YOUR GOAL:
Images should be left out, and everything else in the listing reproduced exactly.

RAW DATA:
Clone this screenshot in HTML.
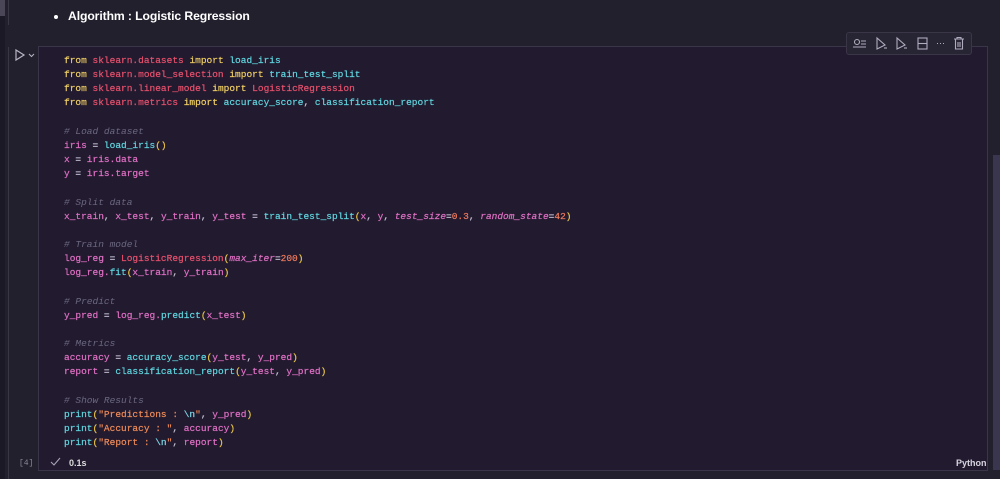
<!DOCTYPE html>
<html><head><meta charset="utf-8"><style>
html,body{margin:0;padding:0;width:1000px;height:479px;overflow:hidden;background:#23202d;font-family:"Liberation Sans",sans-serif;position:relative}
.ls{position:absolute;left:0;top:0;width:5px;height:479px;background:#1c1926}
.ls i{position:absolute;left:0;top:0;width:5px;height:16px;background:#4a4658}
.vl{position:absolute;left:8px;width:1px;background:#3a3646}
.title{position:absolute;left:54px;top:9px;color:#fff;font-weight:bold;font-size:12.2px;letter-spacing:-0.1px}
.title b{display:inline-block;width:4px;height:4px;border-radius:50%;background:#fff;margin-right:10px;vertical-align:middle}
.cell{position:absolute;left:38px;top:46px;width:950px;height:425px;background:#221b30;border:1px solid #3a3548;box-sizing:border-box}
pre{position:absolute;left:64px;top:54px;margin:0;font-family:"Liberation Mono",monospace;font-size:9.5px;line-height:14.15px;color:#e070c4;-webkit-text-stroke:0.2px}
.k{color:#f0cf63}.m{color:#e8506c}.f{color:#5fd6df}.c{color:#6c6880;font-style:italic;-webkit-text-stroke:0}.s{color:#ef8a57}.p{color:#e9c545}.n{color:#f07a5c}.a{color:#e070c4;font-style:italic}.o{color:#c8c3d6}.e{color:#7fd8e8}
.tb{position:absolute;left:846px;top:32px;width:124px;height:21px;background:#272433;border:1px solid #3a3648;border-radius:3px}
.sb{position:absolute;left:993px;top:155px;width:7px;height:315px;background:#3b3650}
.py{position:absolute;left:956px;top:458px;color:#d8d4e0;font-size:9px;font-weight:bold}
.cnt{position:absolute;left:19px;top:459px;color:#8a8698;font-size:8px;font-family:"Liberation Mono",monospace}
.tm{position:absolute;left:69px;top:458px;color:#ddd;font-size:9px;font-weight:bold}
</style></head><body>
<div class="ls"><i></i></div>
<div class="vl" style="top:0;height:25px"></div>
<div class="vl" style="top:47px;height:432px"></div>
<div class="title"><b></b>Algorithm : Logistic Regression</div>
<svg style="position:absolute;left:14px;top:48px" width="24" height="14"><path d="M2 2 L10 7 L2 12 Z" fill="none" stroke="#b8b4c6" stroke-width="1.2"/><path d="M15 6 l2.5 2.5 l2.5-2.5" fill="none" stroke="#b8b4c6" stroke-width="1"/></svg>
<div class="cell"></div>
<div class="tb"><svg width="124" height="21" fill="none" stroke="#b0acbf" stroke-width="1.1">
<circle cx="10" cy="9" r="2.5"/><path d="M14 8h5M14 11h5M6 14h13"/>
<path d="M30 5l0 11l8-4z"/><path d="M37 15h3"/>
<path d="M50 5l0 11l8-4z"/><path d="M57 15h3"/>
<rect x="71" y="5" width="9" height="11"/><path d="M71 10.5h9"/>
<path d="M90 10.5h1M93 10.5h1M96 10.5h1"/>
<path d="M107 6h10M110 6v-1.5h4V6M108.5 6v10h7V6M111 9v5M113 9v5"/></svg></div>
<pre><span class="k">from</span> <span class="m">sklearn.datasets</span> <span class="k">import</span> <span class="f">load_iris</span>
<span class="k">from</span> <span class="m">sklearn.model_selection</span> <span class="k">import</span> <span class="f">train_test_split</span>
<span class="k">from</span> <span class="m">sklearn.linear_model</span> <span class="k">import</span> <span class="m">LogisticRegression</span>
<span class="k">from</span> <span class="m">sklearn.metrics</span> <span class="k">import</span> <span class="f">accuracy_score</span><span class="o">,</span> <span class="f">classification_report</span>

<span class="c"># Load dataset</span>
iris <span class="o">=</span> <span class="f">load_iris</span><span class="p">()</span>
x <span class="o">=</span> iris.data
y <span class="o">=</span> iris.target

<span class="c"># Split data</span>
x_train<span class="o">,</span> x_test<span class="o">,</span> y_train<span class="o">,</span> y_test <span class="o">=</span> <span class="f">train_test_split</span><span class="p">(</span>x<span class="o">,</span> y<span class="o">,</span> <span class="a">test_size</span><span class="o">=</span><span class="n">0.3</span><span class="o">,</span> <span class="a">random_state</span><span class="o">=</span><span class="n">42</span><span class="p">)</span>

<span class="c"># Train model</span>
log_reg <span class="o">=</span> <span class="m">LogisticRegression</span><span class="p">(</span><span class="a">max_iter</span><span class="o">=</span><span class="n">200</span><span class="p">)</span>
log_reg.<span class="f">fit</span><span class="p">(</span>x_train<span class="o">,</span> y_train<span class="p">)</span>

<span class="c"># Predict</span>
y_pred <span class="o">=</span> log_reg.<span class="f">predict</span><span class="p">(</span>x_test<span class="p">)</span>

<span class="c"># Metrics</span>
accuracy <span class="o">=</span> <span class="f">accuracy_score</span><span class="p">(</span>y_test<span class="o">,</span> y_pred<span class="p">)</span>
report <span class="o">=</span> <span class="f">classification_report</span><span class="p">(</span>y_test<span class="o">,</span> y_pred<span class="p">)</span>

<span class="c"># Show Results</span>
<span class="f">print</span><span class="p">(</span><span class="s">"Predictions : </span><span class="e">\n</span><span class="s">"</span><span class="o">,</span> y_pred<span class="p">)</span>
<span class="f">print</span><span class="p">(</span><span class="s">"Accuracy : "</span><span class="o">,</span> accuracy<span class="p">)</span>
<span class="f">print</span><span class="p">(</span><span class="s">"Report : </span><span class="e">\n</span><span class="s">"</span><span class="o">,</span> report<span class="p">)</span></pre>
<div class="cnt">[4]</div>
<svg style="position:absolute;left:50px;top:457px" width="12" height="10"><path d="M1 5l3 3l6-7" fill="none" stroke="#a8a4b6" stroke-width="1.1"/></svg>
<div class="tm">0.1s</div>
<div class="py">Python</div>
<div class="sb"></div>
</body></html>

EXERCISE RESULT:
Clone this screenshot in HTML.
<!DOCTYPE html>
<html><head><meta charset="utf-8"><style>
html,body{margin:0;padding:0;width:1000px;height:479px;overflow:hidden;background:#23202d;font-family:"Liberation Sans",sans-serif;position:relative}
.ls{position:absolute;left:0;top:0;width:5px;height:479px;background:#1c1926}
.ls i{position:absolute;left:0;top:0;width:5px;height:16px;background:#4a4658}
.vl{position:absolute;left:8px;width:1px;background:#3a3646}
.title{position:absolute;left:54px;top:9px;color:#fff;font-weight:bold;font-size:12.2px;letter-spacing:-0.1px}
.title b{display:inline-block;width:4px;height:4px;border-radius:50%;background:#fff;margin-right:10px;vertical-align:middle}
.cell{position:absolute;left:38px;top:46px;width:950px;height:425px;background:#221b30;border:1px solid #3a3548;box-sizing:border-box}
pre{position:absolute;left:64px;top:54px;margin:0;font-family:"Liberation Mono",monospace;font-size:9.5px;line-height:14.15px;color:#e070c4;-webkit-text-stroke:0.2px}
.k{color:#f0cf63}.m{color:#e8506c}.f{color:#5fd6df}.c{color:#6c6880;font-style:italic;-webkit-text-stroke:0}.s{color:#ef8a57}.p{color:#e9c545}.n{color:#f07a5c}.a{color:#e070c4;font-style:italic}.o{color:#c8c3d6}.e{color:#7fd8e8}
.tb{position:absolute;left:846px;top:32px;width:124px;height:21px;background:#272433;border:1px solid #3a3648;border-radius:3px}
.sb{position:absolute;left:993px;top:155px;width:7px;height:315px;background:#3b3650}
.py{position:absolute;left:956px;top:458px;color:#d8d4e0;font-size:9px;font-weight:bold}
.cnt{position:absolute;left:19px;top:459px;color:#8a8698;font-size:8px;font-family:"Liberation Mono",monospace}
.tm{position:absolute;left:69px;top:458px;color:#ddd;font-size:9px;font-weight:bold}
</style></head><body>
<div class="ls"><i></i></div>
<div class="vl" style="top:0;height:25px"></div>
<div class="vl" style="top:47px;height:432px"></div>
<div class="title"><b></b>Algorithm : Logistic Regression</div>
<svg style="position:absolute;left:14px;top:48px" width="24" height="14"><path d="M2 2 L10 7 L2 12 Z" fill="none" stroke="#b8b4c6" stroke-width="1.2"/><path d="M15 6 l2.5 2.5 l2.5-2.5" fill="none" stroke="#b8b4c6" stroke-width="1"/></svg>
<div class="cell"></div>
<div class="tb"><svg width="124" height="21" fill="none" stroke="#b0acbf" stroke-width="1.1">
<circle cx="10" cy="9" r="2.5"/><path d="M14 8h5M14 11h5M6 14h13"/>
<path d="M30 5l0 11l8-4z"/><path d="M37 15h3"/>
<path d="M50 5l0 11l8-4z"/><path d="M57 15h3"/>
<rect x="71" y="5" width="9" height="11"/><path d="M71 10.5h9"/>
<path d="M90 10.5h1M93 10.5h1M96 10.5h1"/>
<path d="M107 6h10M110 6v-1.5h4V6M108.5 6v10h7V6M111 9v5M113 9v5"/></svg></div>
<pre><span class="k">from</span> <span class="m">sklearn.datasets</span> <span class="k">import</span> <span class="f">load_iris</span>
<span class="k">from</span> <span class="m">sklearn.model_selection</span> <span class="k">import</span> <span class="f">train_test_split</span>
<span class="k">from</span> <span class="m">sklearn.linear_model</span> <span class="k">import</span> <span class="m">LogisticRegression</span>
<span class="k">from</span> <span class="m">sklearn.metrics</span> <span class="k">import</span> <span class="f">accuracy_score</span><span class="o">,</span> <span class="f">classification_report</span>

<span class="c"># Load dataset</span>
iris <span class="o">=</span> <span class="f">load_iris</span><span class="p">()</span>
x <span class="o">=</span> iris.data
y <span class="o">=</span> iris.target

<span class="c"># Split data</span>
x_train<span class="o">,</span> x_test<span class="o">,</span> y_train<span class="o">,</span> y_test <span class="o">=</span> <span class="f">train_test_split</span><span class="p">(</span>x<span class="o">,</span> y<span class="o">,</span> <span class="a">test_size</span><span class="o">=</span><span class="n">0.3</span><span class="o">,</span> <span class="a">random_state</span><span class="o">=</span><span class="n">42</span><span class="p">)</span>

<span class="c"># Train model</span>
log_reg <span class="o">=</span> <span class="m">LogisticRegression</span><span class="p">(</span><span class="a">max_iter</span><span class="o">=</span><span class="n">200</span><span class="p">)</span>
log_reg.<span class="f">fit</span><span class="p">(</span>x_train<span class="o">,</span> y_train<span class="p">)</span>

<span class="c"># Predict</span>
y_pred <span class="o">=</span> log_reg.<span class="f">predict</span><span class="p">(</span>x_test<span class="p">)</span>

<span class="c"># Metrics</span>
accuracy <span class="o">=</span> <span class="f">accuracy_score</span><span class="p">(</span>y_test<span class="o">,</span> y_pred<span class="p">)</span>
report <span class="o">=</span> <span class="f">classification_report</span><span class="p">(</span>y_test<span class="o">,</span> y_pred<span class="p">)</span>

<span class="c"># Show Results</span>
<span class="f">print</span><span class="p">(</span><span class="s">"Predictions : </span><span class="e">\n</span><span class="s">"</span><span class="o">,</span> y_pred<span class="p">)</span>
<span class="f">print</span><span class="p">(</span><span class="s">"Accuracy : "</span><span class="o">,</span> accuracy<span class="p">)</span>
<span class="f">print</span><span class="p">(</span><span class="s">"Report : </span><span class="e">\n</span><span class="s">"</span><span class="o">,</span> report<span class="p">)</span></pre>
<div class="cnt">[4]</div>
<svg style="position:absolute;left:50px;top:457px" width="12" height="10"><path d="M1 5l3 3l6-7" fill="none" stroke="#a8a4b6" stroke-width="1.1"/></svg>
<div class="tm">0.1s</div>
<div class="py">Python</div>
<div class="sb"></div>
</body></html>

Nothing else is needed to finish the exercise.